Une autre réalité
Ce soir, je suis bien, et me retrouve enfin dans une autre réalité, plus abstraite, métaphysique, qui me rappelle certains lieux du passé, comme Isla Mujeres au Mexique, le jardin de Boboli à Florence, ou peut-être le Bar à Whisky et le Bataclan à Genève. Ce qui m’a mis dans cette ambiance est un film à l’Alliance française, Pont du Nord, de Rivette, avec Bulle Ogier, un film très abstrait comme je les aime. De plus, comme le son était mauvais, je ne comprenais qu’environ trente pour cent des dialogues, mais il n’y en avait pas beaucoup. Paris, mais un Paris insolite, des terrains vagues, des chantiers de démolition, et des personnages interlopes.

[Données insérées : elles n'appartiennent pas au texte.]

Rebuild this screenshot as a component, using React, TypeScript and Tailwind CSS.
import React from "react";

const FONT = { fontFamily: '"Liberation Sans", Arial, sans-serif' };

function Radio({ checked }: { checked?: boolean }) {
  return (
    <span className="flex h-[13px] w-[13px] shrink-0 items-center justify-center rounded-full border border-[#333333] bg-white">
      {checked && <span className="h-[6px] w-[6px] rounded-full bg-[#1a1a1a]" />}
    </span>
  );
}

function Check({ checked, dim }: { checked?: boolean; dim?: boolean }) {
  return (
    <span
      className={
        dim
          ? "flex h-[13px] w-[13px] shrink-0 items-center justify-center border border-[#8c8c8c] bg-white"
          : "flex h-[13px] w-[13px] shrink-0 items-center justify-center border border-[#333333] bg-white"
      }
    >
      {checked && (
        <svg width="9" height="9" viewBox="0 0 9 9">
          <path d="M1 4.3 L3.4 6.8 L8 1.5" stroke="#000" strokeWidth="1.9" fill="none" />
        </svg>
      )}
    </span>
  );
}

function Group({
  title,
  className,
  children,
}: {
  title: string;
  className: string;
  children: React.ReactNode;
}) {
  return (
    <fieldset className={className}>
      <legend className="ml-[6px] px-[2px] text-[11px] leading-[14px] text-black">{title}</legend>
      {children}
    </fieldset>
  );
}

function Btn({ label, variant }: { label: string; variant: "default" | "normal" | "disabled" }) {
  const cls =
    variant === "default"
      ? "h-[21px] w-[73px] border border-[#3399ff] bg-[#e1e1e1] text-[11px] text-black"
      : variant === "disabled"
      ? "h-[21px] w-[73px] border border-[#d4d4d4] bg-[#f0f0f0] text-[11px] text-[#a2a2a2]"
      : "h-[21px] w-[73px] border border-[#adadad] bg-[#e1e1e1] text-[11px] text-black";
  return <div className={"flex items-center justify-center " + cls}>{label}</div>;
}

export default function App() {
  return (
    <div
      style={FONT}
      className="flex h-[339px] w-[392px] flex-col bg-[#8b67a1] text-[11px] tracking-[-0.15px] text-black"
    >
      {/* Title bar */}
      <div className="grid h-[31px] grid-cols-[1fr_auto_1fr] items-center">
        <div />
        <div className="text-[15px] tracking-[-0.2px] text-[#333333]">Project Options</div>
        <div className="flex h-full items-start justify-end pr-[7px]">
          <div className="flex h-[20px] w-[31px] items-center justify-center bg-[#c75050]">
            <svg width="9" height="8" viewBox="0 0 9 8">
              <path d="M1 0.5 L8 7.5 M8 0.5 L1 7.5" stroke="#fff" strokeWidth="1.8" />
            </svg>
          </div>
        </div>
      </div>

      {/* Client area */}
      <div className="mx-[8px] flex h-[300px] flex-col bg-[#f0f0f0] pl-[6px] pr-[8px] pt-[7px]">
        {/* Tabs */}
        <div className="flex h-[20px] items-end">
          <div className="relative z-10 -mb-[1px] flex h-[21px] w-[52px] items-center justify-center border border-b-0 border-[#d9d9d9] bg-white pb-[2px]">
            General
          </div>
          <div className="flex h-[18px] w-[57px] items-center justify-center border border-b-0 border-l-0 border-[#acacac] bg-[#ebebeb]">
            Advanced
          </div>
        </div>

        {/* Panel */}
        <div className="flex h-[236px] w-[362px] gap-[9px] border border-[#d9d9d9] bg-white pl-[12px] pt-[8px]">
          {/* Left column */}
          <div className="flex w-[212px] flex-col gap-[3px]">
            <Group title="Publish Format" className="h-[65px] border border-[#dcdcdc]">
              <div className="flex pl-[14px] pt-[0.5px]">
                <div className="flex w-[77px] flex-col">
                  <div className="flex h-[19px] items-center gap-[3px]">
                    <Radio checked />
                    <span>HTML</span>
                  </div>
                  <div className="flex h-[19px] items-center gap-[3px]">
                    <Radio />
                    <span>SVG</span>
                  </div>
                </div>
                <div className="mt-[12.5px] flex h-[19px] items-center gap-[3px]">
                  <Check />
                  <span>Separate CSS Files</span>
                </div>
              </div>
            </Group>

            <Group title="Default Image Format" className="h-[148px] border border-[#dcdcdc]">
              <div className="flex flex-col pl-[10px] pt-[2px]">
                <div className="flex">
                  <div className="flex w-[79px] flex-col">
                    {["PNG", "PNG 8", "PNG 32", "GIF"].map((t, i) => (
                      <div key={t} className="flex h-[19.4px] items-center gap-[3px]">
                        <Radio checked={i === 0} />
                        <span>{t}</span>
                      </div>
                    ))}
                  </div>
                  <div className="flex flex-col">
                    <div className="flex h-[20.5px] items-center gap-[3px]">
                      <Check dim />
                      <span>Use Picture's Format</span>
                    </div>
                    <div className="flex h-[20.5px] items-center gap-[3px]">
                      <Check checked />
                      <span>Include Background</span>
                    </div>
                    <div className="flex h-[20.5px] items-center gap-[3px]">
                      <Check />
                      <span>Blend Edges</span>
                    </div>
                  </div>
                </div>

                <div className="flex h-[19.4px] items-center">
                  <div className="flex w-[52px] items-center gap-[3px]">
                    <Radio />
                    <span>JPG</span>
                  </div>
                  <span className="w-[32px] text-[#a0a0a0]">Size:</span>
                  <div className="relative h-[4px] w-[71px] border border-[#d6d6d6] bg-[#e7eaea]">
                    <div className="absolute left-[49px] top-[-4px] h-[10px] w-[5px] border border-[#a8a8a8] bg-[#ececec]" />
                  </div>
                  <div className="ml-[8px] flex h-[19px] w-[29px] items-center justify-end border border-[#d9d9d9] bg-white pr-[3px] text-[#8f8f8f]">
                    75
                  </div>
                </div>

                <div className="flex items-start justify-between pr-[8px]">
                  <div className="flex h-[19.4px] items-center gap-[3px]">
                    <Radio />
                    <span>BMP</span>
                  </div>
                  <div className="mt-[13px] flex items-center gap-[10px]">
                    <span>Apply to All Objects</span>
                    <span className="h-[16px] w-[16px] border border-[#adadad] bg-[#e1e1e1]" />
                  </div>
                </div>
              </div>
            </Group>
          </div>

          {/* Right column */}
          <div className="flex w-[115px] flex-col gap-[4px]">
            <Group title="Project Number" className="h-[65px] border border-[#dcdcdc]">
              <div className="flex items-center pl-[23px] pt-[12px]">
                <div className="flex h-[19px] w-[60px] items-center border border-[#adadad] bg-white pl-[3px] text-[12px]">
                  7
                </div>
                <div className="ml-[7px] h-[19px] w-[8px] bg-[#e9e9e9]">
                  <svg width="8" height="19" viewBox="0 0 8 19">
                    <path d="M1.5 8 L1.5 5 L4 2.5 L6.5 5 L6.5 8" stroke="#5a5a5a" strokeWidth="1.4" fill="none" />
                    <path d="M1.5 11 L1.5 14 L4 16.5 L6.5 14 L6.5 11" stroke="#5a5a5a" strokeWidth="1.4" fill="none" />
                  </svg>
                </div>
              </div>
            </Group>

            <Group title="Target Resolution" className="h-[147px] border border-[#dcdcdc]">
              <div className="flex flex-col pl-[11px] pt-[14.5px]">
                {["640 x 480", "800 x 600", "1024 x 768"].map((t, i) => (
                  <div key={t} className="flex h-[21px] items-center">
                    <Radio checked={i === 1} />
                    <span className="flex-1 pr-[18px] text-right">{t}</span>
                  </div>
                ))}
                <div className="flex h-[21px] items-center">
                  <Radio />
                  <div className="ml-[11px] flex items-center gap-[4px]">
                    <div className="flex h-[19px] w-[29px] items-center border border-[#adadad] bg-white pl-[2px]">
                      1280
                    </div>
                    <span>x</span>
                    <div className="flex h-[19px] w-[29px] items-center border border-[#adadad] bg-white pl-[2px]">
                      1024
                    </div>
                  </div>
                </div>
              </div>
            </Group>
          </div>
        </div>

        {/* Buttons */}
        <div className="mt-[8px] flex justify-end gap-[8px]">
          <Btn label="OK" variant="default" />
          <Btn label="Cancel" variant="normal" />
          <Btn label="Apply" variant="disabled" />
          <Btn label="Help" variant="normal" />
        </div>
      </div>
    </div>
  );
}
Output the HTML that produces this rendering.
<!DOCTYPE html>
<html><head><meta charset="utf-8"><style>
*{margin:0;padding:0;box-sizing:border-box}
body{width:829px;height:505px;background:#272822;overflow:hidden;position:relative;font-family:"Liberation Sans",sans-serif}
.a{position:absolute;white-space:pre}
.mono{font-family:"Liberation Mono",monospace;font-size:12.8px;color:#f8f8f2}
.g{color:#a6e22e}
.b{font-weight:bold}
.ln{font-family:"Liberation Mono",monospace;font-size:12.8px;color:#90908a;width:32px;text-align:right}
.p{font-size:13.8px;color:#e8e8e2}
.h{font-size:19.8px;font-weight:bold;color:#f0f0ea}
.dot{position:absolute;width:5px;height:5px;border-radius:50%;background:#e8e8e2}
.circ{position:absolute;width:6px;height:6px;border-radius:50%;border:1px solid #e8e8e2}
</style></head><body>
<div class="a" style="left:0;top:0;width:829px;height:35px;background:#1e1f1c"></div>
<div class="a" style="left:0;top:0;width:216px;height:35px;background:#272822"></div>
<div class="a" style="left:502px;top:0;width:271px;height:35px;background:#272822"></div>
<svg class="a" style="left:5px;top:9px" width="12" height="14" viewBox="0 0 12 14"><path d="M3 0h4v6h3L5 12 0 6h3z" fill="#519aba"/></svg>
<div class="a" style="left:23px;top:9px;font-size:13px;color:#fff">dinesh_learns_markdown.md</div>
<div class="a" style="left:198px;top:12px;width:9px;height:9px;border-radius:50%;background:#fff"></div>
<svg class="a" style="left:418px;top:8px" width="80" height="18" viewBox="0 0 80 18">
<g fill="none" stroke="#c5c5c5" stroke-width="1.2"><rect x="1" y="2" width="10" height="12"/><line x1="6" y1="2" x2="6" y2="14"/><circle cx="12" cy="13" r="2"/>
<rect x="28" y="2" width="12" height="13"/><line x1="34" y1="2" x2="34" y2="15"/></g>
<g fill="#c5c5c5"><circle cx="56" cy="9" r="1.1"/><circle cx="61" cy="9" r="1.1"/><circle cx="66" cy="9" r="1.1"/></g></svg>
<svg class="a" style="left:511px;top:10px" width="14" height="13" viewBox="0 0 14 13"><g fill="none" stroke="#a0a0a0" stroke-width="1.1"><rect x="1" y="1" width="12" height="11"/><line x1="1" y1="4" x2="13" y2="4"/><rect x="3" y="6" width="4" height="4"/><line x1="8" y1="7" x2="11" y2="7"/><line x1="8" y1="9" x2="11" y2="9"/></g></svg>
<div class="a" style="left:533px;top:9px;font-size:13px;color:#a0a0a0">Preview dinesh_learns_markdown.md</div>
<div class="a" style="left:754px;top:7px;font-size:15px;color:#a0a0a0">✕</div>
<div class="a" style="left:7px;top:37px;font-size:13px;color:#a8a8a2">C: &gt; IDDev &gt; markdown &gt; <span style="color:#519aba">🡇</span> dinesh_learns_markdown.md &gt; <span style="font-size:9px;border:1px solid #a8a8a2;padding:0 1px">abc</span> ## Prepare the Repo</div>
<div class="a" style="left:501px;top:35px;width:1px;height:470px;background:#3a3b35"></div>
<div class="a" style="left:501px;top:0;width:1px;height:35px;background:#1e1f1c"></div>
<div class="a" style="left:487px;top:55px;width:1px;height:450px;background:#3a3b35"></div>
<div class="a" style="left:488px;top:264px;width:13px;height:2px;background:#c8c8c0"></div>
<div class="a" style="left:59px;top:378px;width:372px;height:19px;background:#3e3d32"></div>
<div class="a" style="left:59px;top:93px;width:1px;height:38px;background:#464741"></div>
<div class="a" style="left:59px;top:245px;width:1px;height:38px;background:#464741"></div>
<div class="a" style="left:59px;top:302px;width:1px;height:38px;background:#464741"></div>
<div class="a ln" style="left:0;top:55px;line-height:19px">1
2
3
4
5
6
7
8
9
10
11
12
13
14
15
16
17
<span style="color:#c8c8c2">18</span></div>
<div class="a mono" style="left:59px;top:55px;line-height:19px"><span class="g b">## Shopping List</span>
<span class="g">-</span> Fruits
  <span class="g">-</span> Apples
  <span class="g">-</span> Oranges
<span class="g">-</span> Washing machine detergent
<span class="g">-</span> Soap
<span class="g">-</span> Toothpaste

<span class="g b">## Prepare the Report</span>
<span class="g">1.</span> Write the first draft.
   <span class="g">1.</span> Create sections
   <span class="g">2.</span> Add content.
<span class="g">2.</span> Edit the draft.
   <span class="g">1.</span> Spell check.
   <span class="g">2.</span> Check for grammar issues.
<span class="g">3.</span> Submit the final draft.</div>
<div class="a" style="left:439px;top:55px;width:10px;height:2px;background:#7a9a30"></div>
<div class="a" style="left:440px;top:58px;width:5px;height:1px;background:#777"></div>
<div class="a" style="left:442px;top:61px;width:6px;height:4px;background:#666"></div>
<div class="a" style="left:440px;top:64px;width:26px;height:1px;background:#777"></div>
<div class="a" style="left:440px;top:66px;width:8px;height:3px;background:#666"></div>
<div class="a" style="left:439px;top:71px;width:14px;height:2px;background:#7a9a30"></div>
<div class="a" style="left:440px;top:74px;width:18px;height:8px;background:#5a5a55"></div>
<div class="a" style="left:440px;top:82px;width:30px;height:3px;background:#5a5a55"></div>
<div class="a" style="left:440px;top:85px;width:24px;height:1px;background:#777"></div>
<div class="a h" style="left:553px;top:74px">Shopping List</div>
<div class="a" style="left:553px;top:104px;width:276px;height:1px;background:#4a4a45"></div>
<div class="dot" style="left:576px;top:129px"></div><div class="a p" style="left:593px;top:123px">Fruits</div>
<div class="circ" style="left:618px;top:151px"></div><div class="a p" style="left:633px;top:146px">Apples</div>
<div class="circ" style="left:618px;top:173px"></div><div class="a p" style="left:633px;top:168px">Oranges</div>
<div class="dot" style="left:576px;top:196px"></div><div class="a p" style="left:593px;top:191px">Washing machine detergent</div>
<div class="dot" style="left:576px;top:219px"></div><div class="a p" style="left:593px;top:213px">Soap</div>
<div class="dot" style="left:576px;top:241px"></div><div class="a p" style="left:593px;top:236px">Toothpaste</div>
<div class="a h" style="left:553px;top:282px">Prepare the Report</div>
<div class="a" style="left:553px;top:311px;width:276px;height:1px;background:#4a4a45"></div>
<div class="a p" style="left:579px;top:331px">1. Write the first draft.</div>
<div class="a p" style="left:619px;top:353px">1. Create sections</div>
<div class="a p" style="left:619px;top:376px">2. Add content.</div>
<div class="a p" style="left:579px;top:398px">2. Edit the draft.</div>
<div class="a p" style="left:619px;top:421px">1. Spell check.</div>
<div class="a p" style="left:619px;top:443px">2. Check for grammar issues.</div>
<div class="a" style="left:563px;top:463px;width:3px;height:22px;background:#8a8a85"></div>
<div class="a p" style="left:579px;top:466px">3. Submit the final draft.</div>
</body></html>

L’ambiance de l’Antique House est aussi assez abstraite, avec tous ces objets hétéroclites. Avant le film, j’ai pris mon troisième cours de Raja Yoga*, sur le karma. C’est également un endroit un peu abstrait, et Rachel* est aussi un personnage d’une autre réalité. Je remarque que la réalité ordinaire m’angoisse et me pèse, m’oppresse. Chaque matin, quand je me réveille et sors du monde des rêves, c’est un drame, et je suffoque au sens propre aussi. La peinture peut m’emmener dans une autre réalité, ainsi que des ambiances, des lieux, des visions pures des choses telles qu’elles sont, hors des concepts. Le Dharma* aussi, quand je pense à Suan Mokkh*, au Wat Kao Tham, à Dzogchen Beara, à Hosshin-ji*, parmi d’autres. Certaines personnes sont propices à s’échapper dans d’autres réalités, alors que d’autres vous ramènent toujours dans des réalités terre à terre, comme celles de la vie conjugale et du monde des affaires, ou des boys scouts. Ces derniers temps, j’étais vraiment dans le terre à terre, en particulier avec le chantier de la maison.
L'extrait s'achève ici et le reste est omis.